If you are in search of investment opportunities that can better your personal finances, the two best options you have are stock trading and mutual funds. So which of the two options offers better rewards?
Stock trading gives you a share in the assets, profits, and losses of a company. On the other hand, a mutual fund is a portfolio of investments that offers more diversification. It involves bringing together small savings from different investors and investing the funds in bonds, stocks, or a range of securities. In short, investors bundle many company stocks in a single investment. Let’s dive deeper and analyze the fundamental differences between these avenues of investment.
Risk and Returns
Image via Flickr by Ken Teegardin
To enjoy higher returns within the least time possible, it is better to invest in cap stocks. This will give you the thrill of enjoying a big payday and possibly doubling or tripling your investment within a year. Just choose the right stocks and sell them when the best opportunity presents itself. On the downside, stocks tag along with higher risk when compared to mutual funds.

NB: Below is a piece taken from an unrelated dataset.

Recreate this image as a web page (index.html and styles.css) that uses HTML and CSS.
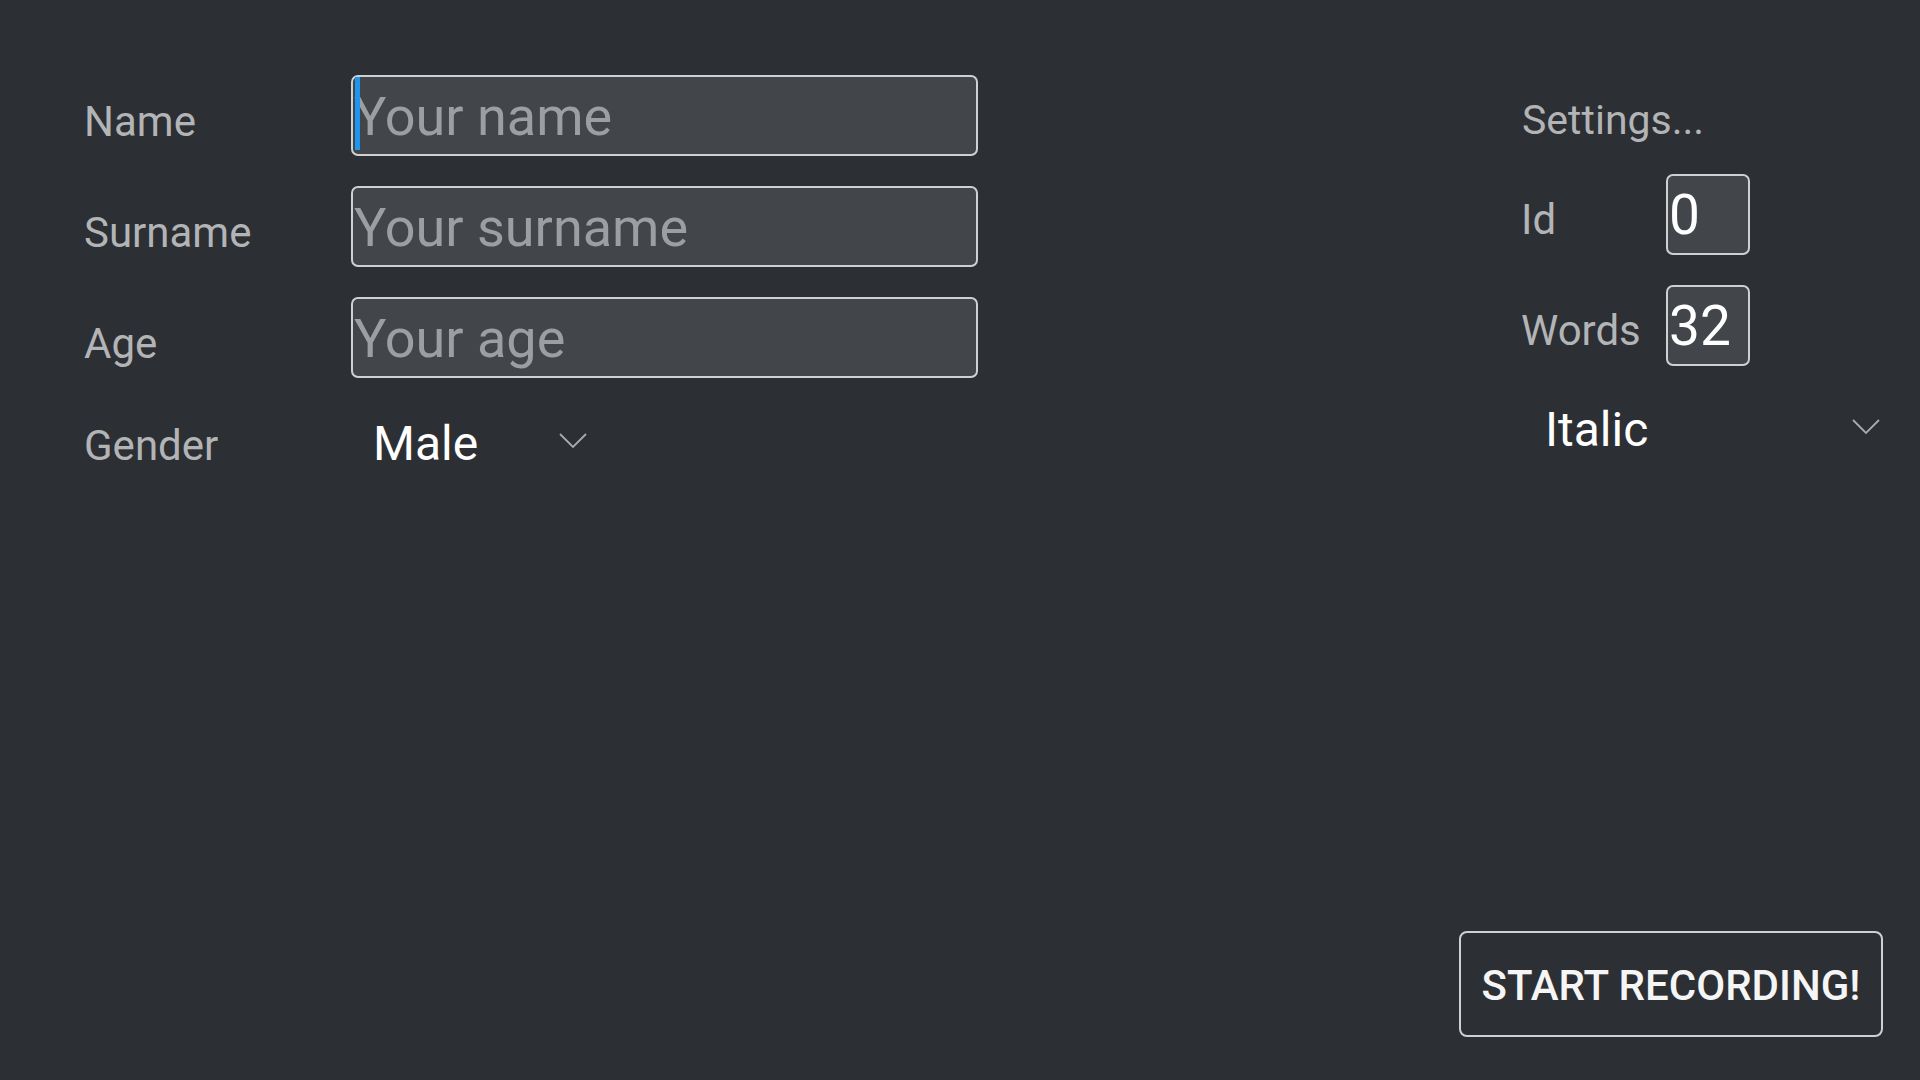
FILE: index.html
```html
<!DOCTYPE html>
<html lang="en">
<head>
<meta charset="utf-8">
<title>Recorder</title>
<link rel="stylesheet" href="styles.css">
</head>
<body>
<div class="app">
  <div class="top">
    <div class="form">
      <div class="label">Name</div>
      <div class="field field-wide"><span class="placeholder">Your name</span><span class="caret"></span></div>
      <div class="label">Surname</div>
      <div class="field field-wide"><span class="placeholder">Your surname</span></div>
      <div class="label">Age</div>
      <div class="field field-wide"><span class="placeholder">Your age</span></div>
      <div class="label label-gender">Gender</div>
      <div class="dropdown dropdown-gender">
        <span class="dropdown-text">Male</span>
        <svg class="chevron" width="28" height="16" viewBox="0 0 28 16"><polyline points="1,1 14,14 27,1" fill="none" stroke="#a9aaad" stroke-width="1.8"/></svg>
      </div>
    </div>
    <div class="side">
      <div class="side-title">Settings...</div>
      <div class="side-grid">
        <div class="label">Id</div>
        <div class="field field-small"><span class="value">0</span></div>
        <div class="label">Words</div>
        <div class="field field-small"><span class="value">32</span></div>
      </div>
      <div class="dropdown dropdown-style">
        <span class="dropdown-text">Italic</span>
        <svg class="chevron" width="28" height="16" viewBox="0 0 28 16"><polyline points="1,1 14,14 27,1" fill="none" stroke="#a9aaad" stroke-width="1.8"/></svg>
      </div>
    </div>
  </div>
  <div class="actions">
    <button class="record">START RECORDING!</button>
  </div>
</div>
</body>
</html>
```
FILE: styles.css
```css
html, body {
  margin: 0;
  padding: 0;
  background: #2c2f34;
}
body {
  font-family: Roboto, "Liberation Sans", sans-serif;
}
.app {
  display: flex;
  flex-direction: column;
  height: 1080px;
  box-sizing: border-box;
}
.top {
  display: flex;
  justify-content: space-between;
  align-items: flex-start;
}
.form {
  display: grid;
  grid-template-columns: 267px 627px;
  grid-auto-rows: auto;
  row-gap: 30px;
  padding: 75px 0 0 84px;
}
.label {
  font-size: 42px;
  line-height: normal;
  color: #b3b4b6;
  padding-top: 22px;
}
.label-gender {
  padding-top: 13px;
}
.field {
  position: relative;
  box-sizing: border-box;
  height: 81px;
  border: 2px solid #cfd0d1;
  border-radius: 7px;
  background: #42454a;
  padding: 7px 0 0 1px;
  font-size: 55px;
  line-height: normal;
  white-space: nowrap;
}
.field-wide {
  width: 627px;
  font-size: 54px;
  padding-top: 8px;
}
.field-small {
  width: 84px;
}
.placeholder {
  color: #9d9ea1;
}
.value {
  color: #ffffff;
}
.caret {
  position: absolute;
  left: 2px;
  top: 0;
  width: 5px;
  height: 73px;
  background: #1e96f0;
}
.dropdown {
  display: flex;
  align-items: center;
  justify-content: space-between;
  box-sizing: border-box;
  padding: 0 20px 0 22px;
}
.dropdown-text {
  font-size: 48px;
  line-height: normal;
  color: #ffffff;
}
.chevron {
  display: block;
  margin-bottom: 6px;
}
.dropdown-gender {
  width: 256px;
  padding-top: 7px;
}
.side {
  width: 379px;
  margin-right: 20px;
  padding-top: 96px;
}
.side-title {
  font-size: 41px;
  line-height: normal;
  color: #b3b4b6;
  margin-bottom: 30px;
  padding-left: 1px;
}
.side-grid {
  display: grid;
  grid-template-columns: 145px 84px;
  row-gap: 30px;
}
.side-grid .label {
  padding-top: 21px;
}
.dropdown-style {
  width: 379px;
  margin-top: 35px;
  padding-left: 24px;
}
.actions {
  margin-top: auto;
  display: flex;
  justify-content: flex-end;
  padding: 0 37px 43px 0;
}
.record {
  width: 424px;
  height: 106px;
  box-sizing: border-box;
  border: 2px solid #cfd0d1;
  border-radius: 8px;
  background: transparent;
  color: #f5f5f5;
  font-family: Roboto, "Liberation Sans", sans-serif;
  font-size: 42px;
  font-weight: 500;
  padding: 2px 0 0 0;
  cursor: pointer;
}
```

The prime benefit of investing in mutual funds is that investors face lesser risks of losing all or a significant fraction of their investment. Thanks to a diversified portfolio, you will still enjoy some rewards even if one of the companies or even an entire sector fails. With mutual funds, you face the disadvantage of having to bear with a longer growth trajectory. You have to wait for 5-7 years for your investment to generate substantial returns.
Fees and Expenses
Professional fund managers manage mutual funds. You have to pay a fee or the expense ratio because these experts will be in complete control of your investment. Unfortunately, paying the fee is mandatory, yet you are not assured of an outsized performance from the managers. On the other hand, stocks are managed by investors. You can decide whether or not it is necessary to hire a stockbroker.
Control
With stocks, you have more control over your investment. You can choose the stocks to invest in, how much to invest, and even when to sell your shares. The fate of your investment is squarely in your hands, so do your research to find reliable stocks and know when to sell or exit. This gives you some level of control over the profits or losses you make.
You can study different stock markets well and invest in the stocks that you think are valuable, all on your own. Different market indexes, like the ATX Index for the Austrian Market, or Nasdaq Composite for the US Market, can be monitored to gauge market movements and decide on investments.
With mutual funds, the fund manager decides everything. Most investors take a passive role and allow the professionals to do all the heavy lifting. You cannot exit any stocks in your portfolio, and you also have no say over which shares to buy.
Two vital factors can help you decide whether to invest in stocks or mutual funds. First, determine your risk tolerance versus the kind of returns you desire. You should also choose how much time you are ready to dedicate to managing your investment.
Ensure that it pays off. Stock trading is not for the faint-hearted. It is for those willing to do their research with the hopes of enjoying the thrill of making insane profits overnight.